Emotional stress is associated with future cardiovascular events. However, the mechanistic linkage of brain emotional neural activity with acute plaque instability is not fully elucidated. We aimed to prospectively estimate the relationship between brain amygdalar activity (AmygA), arterial inflammation (AI), and macrophage haematopoiesis (HEMA) in acute myocardial infarction (AMI) as compared with controls.

18F-fluorodeoxyglucose positron emission tomography/computed tomography (18F-FDG-PET/CT) imaging was performed within 45 days of the index episode in 62 patients (45 with AMI, mean 60.0 years, 84.4% male; 17 controls, mean 59.6 years, 76.4% male). In 10 patients of the AMI group, serial 18F-FDG-PET/CT imaging was performed after 6 months to estimate the temporal changes. The signals were compared using a customized 3D-rendered PET reconstruction. AmygA, carotid AI, and HEMA were significantly higher in AMI patients compared with controls. AmygA correlated significantly with those of the carotid artery, aorta, and bone marrow. Psychological stress scales (PHQ-9 and PSS-10) and AmygA assessed by PET/CT imaging correlated well. Six-month after AMI, AmygA, carotid AI, and HEMA decreased to a level comparable with the controls.

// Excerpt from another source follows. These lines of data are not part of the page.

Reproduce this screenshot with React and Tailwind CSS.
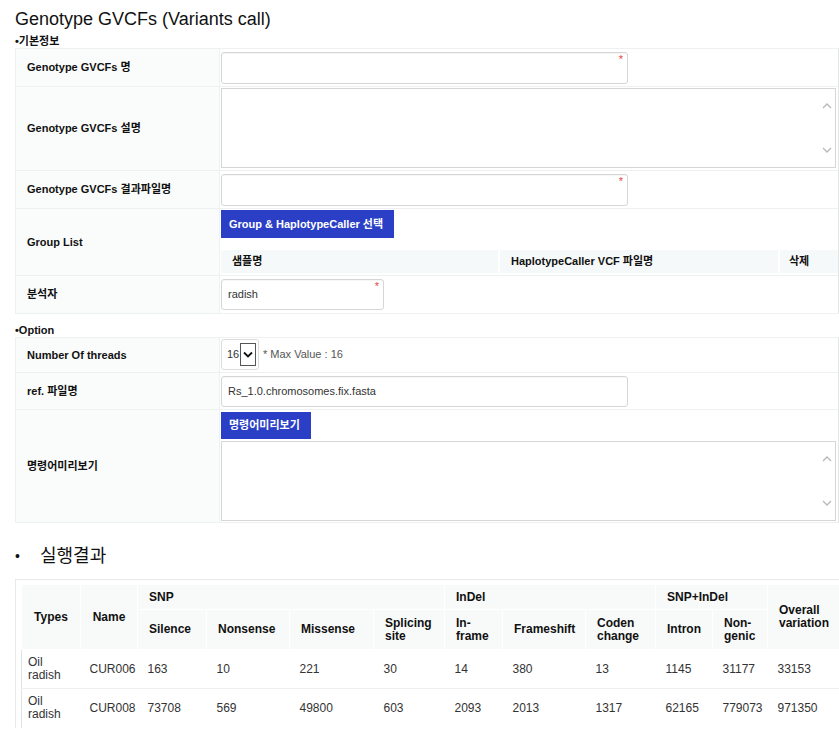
import React from "react";

const FONT = "font-['Liberation_Sans','Noto_Sans_CJK_KR',sans-serif]";

function Req() {
  return (
    <span className="absolute right-[4px] top-[1px] text-[11px] leading-[11px] text-[#e5483f]">*</span>
  );
}

function Input({ w = "w-[407px]", h = "h-[32px]", value, req }) {
  return (
    <div
      className={`relative ${w} ${h} rounded-[3px] border border-[#d6d6d6] bg-white shadow-[inset_0_1px_1px_rgba(0,0,0,0.04)] flex items-center pl-[6px] text-[11px] text-[#333]`}
    >
      {value}
      {req && <Req />}
    </div>
  );
}

function TextArea() {
  return (
    <div className="relative h-[80px] w-[615px] border border-[#d6d6d6] bg-white">
      <svg className="absolute right-[3px] top-[13px]" width="10" height="7" viewBox="0 0 10 7">
        <path d="M1 6 L5 2 L9 6" fill="none" stroke="#b8b8b8" strokeWidth="1.3" />
      </svg>
      <svg className="absolute right-[3px] bottom-[13px]" width="10" height="7" viewBox="0 0 10 7">
        <path d="M1 1 L5 5 L9 1" fill="none" stroke="#b8b8b8" strokeWidth="1.3" />
      </svg>
    </div>
  );
}

function Row({ label, children, last, pad = "pt-[3px] pb-[2px]" }) {
  return (
    <div className={`flex ${last ? "" : "border-b border-[#eef1f1]"}`}>
      <div className="w-[204px] shrink-0 bg-[#fafcfc] border-r border-[#eef1f1] flex items-center pl-[11px] text-[11px] font-bold text-[#111]">
        {label}
      </div>
      <div className={`flex-1 pl-[1px] ${pad}`}>{children}</div>
    </div>
  );
}

const cols = [59, 57, 69, 83, 84, 71, 58, 83, 70, 57, 55, 72];

const data = [
  ["Oil radish", "CUR006", "163", "10", "221", "30", "14", "380", "13", "1145", "31177", "33153"],
  ["Oil radish", "CUR008", "73708", "569", "49800", "603", "2093", "2013", "1317", "62165", "779073", "971350"],
];

export default function App() {
  const base = "bg-[#f8fafa] border border-white align-middle font-bold text-[12px] leading-[13px] text-[#111]";
  const th = `${base} text-left pl-[11px]`;
  const thc = `${base} text-center`;
  return (
    <div className={`${FONT} w-[839px] min-h-[733px] bg-white text-[#222] overflow-hidden`}>
      <h1 className="pl-[15px] pt-[7px] text-[18px] leading-[24px] font-normal text-[#111]">
        Genotype GVCFs (Variants call)
      </h1>
      <div className="pl-[15px] mt-[3px] text-[11px] leading-[14px] font-bold text-[#111]">•기본정보</div>

      <div className="ml-[15px] w-[824px] border border-[#eef1f1] border-r-[#e4e6e6]">
        <Row label="Genotype GVCFs 명">
          <Input req />
        </Row>
        <Row label="Genotype GVCFs 설명" pad="pt-[1px] pb-[2px]">
          <TextArea />
        </Row>
        <Row label="Genotype GVCFs 결과파일명">
          <Input req />
        </Row>
        <Row label="Group List" pad="pt-[1px] pb-[2px]">
          <div className="w-[173px] h-[28px] bg-[#2a3fc6] text-white font-bold text-[11px] flex items-center px-[8px]">
            Group &amp; HaplotypeCaller 선택
          </div>
          <div className="mt-[12px] flex h-[23px] text-[11px] font-bold text-[#111]">
            <div className="w-[279px] bg-[#f6f9f9] border-r-2 border-white flex items-center pl-[11px]">샘플명</div>
            <div className="w-[280px] bg-[#f6f9f9] border-r-2 border-white flex items-center pl-[11px]">HaplotypeCaller VCF 파일명</div>
            <div className="flex-1 bg-[#f6f9f9] flex items-center pl-[9px]">삭제</div>
          </div>
        </Row>
        <Row label="분석자" last pad="pt-[3px] pb-[3px]">
          <Input w="w-[163px]" h="h-[31px]" value="radish" req />
        </Row>
      </div>

      <div className="pl-[15px] mt-[9px] text-[11px] leading-[14px] font-bold text-[#111]">•Option</div>

      <div className="ml-[15px] w-[824px] border border-[#eef1f1] border-r-[#e4e6e6]">
        <Row label="Number Of threads" pad="pt-[1px] pb-[2px]">
          <div className="flex items-center h-[31px]">
            <div className="w-[38px] h-[31px] rounded-[3px] border border-[#dcdcdc] flex items-center pl-[5px] text-[11px] text-[#333]">
              16
              <div className="ml-[1px] w-[16px] h-[23px] border border-[#555] bg-white flex items-center justify-center">
                <svg width="10" height="7" viewBox="0 0 10 7">
                  <path d="M1 1.5 L5 5.5 L9 1.5" fill="none" stroke="#111" strokeWidth="1.8" />
                </svg>
              </div>
            </div>
            <span className="ml-[4px] text-[11px] text-[#555]">* Max Value : 16</span>
          </div>
        </Row>
        <Row label="ref. 파일명" pad="pt-[3px] pb-[2px]">
          <Input h="h-[31px]" value="Rs_1.0.chromosomes.fix.fasta" />
        </Row>
        <Row label="명령어미리보기" last pad="pt-[2px] pb-[1px]">
          <div className="w-[90px] h-[27px] bg-[#2a3fc6] text-white font-bold text-[11px] flex items-center px-[8px]">
            명령어미리보기
          </div>
          <div className="mt-[2px]">
            <TextArea />
          </div>
        </Row>
      </div>

      <div className="mt-[20px] h-[26px] flex items-center text-[18px] text-[#111]">
        <span className="pl-[15px] w-[40px] text-[14px]">•</span>
        <span>실행결과</span>
      </div>

      <div className="mt-[10px] ml-[15px] border-l border-t border-[#e8eaea] pt-[4px] pl-[5px]">
        <table className="table-fixed border-collapse border-l border-[#e2e4e4]" style={{ width: 818 }}>
          <colgroup>
            {cols.map((c, i) => (
              <col key={i} style={{ width: c }} />
            ))}
          </colgroup>
          <thead>
            <tr className="h-[25px]">
              <th rowSpan={2} className={thc}>Types</th>
              <th rowSpan={2} className={thc}>Name</th>
              <th colSpan={4} className={th}>SNP</th>
              <th colSpan={3} className={th}>InDel</th>
              <th colSpan={2} className={th}>SNP+InDel</th>
              <th rowSpan={2} className={th}>
                Overall
                <br />
                variation
              </th>
            </tr>
            <tr className="h-[40px]">
              <th className={th}>Silence</th>
              <th className={th}>Nonsense</th>
              <th className={th}>Missense</th>
              <th className={th}>
                Splicing
                <br />
                site
              </th>
              <th className={th}>
                In-
                <br />
                frame
              </th>
              <th className={th}>Frameshift</th>
              <th className={th}>
                Coden
                <br />
                change
              </th>
              <th className={th}>Intron</th>
              <th className={th}>
                Non-
                <br />
                genic
              </th>
            </tr>
          </thead>
          <tbody>
            {data.map((r, ri) => (
              <tr key={ri} className="h-[39px] border-t border-[#eef0f0]">
                {r.map((v, ci) => (
                  <td
                    key={ci}
                    className={`text-[12px] leading-[13px] text-[#333] align-middle ${
                      ci === 0 ? "pl-[6px]" : ci === 1 ? "pl-[9px]" : "pl-[10px]"
                    }`}
                  >
                    {ci === 0 ? (
                      <>
                        Oil
                        <br />
                        radish
                      </>
                    ) : (
                      v
                    )}
                  </td>
                ))}
              </tr>
            ))}
          </tbody>
        </table>
      </div>
    </div>
  );
}
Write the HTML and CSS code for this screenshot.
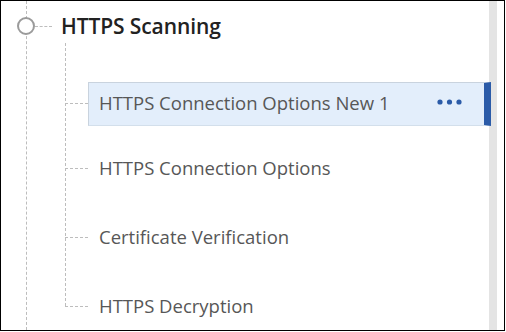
FILE: index.html
```html
<!DOCTYPE html>
<html lang="en">

<head>
    <meta charset="UTF-8" />
    <title>HTTPS Scanning</title>
    <link rel="stylesheet" href="styles.css">
</head>

<body>
    <div class="frame">
        <div class="tree">
            <div class="tree-root">
                <span class="root-dot"></span>
                <span class="root-link"></span>
                <h1 class="root-title">HTTPS Scanning</h1>
            </div>

            <ul class="children">
                <li class="child child-selected">
                    <div class="node node-selected">
                        <span class="node-label">HTTPS Connection Options New 1</span>
                        <svg class="node-menu" width="25" height="6" viewBox="0 0 25 6">
                            <circle cx="3" cy="3" r="2.6" />
                            <circle cx="12.5" cy="3" r="2.6" />
                            <circle cx="22" cy="3" r="2.6" />
                        </svg>
                    </div>
                </li>
                <li class="child">
                    <div class="node">
                        <span class="node-label">HTTPS Connection Options</span>
                    </div>
                </li>
                <li class="child">
                    <div class="node">
                        <span class="node-label">Certificate Verification</span>
                    </div>
                </li>
                <li class="child">
                    <div class="node">
                        <span class="node-label">HTTPS Decryption</span>
                    </div>
                </li>
            </ul>
        </div>
        <div class="scrollbar"></div>
    </div>
</body>

</html>
```

FILE: styles.css
```css
:root {
    --text-dark: #222222;
    --text-muted: #575757;
    --line: #bdbdbd;
    --circle: #9b9b9b;
    --selected-bg: #e3eefb;
    --selected-border: #c9d3de;
    --accent: #2b5ba8;
    --track: #e4e4e4;
}

* {
    margin: 0;
    padding: 0;
    box-sizing: border-box;
}

body {
    font-family: 'Open Sans', 'Noto Sans', sans-serif;
    background-color: white;
}

.frame {
    width: 505px;
    height: 331px;
    border: 1px solid #000;
    display: flex;
    overflow: hidden;
    background-color: white;
}

.tree {
    position: relative;
    flex: 1;
}

/* the long trunk line on the left */
.tree::before {
    content: '';
    position: absolute;
    left: 25px;
    top: 0;
    bottom: 0;
    border-left: 1px dashed var(--line);
}

.tree-root {
    display: flex;
    align-items: center;
    height: 18px;
    margin-top: 16px;
    padding-left: 16px;
}

.root-dot {
    position: relative;
    z-index: 1;
    width: 18px;
    height: 18px;
    border: 2px solid var(--circle);
    border-radius: 50%;
    background-color: white;
    flex-shrink: 0;
}

.root-link {
    width: 17px;
    border-top: 1px dashed var(--line);
    margin-right: 9px;
}

.root-title {
    font-size: 21px;
    font-weight: 600;
    line-height: 1;
    color: var(--text-dark);
    letter-spacing: -0.1px;
}

.children {
    list-style: none;
    position: relative;
    margin-left: 64px;
    margin-top: 8px;
    padding-top: 39px;
    display: flex;
    flex-direction: column;
    gap: 25px;
}

.children::before {
    content: '';
    position: absolute;
    left: 0;
    top: 0;
    bottom: 23px;
    border-left: 1px dashed var(--line);
}

.child {
    display: flex;
    align-items: center;
}

.child-selected {
    margin-bottom: -4px;
}

.child::before {
    content: '';
    width: 23px;
    border-top: 1px dashed var(--line);
    flex-shrink: 0;
    margin-top: -2px;
}

.node {
    flex: 1;
    height: 44px;
    display: flex;
    align-items: center;
    padding-left: 11px;
    padding-right: 23px;
    padding-bottom: 4px;
}

.node-label {
    flex: 1;
    font-size: 18.5px;
    color: var(--text-muted);
    white-space: nowrap;
}

.node-selected {
    position: relative;
    z-index: 1;
    margin-right: -2px;
    padding-left: 10px;
    padding-right: 22px;
    background-color: var(--selected-bg);
    border: 1px solid var(--selected-border);
    border-bottom-color: #d3dfeb;
    border-right: 7px solid var(--accent);
}

.node-menu {
    fill: var(--accent);
    flex-shrink: 0;
}

.scrollbar {
    width: 8px;
    margin-right: 7px;
    background-color: var(--track);
}
```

Conclusively, AmygA, AI, and HEMA were concordantly enhanced in patients with AMI, showing concurrent dynamic changes over time. These results raise the possibility that stress-associated neurobiological activity is linked with acute plaque instability via augmented macrophage activity and could be a potential therapeutic target for plaque inflammation in AMI.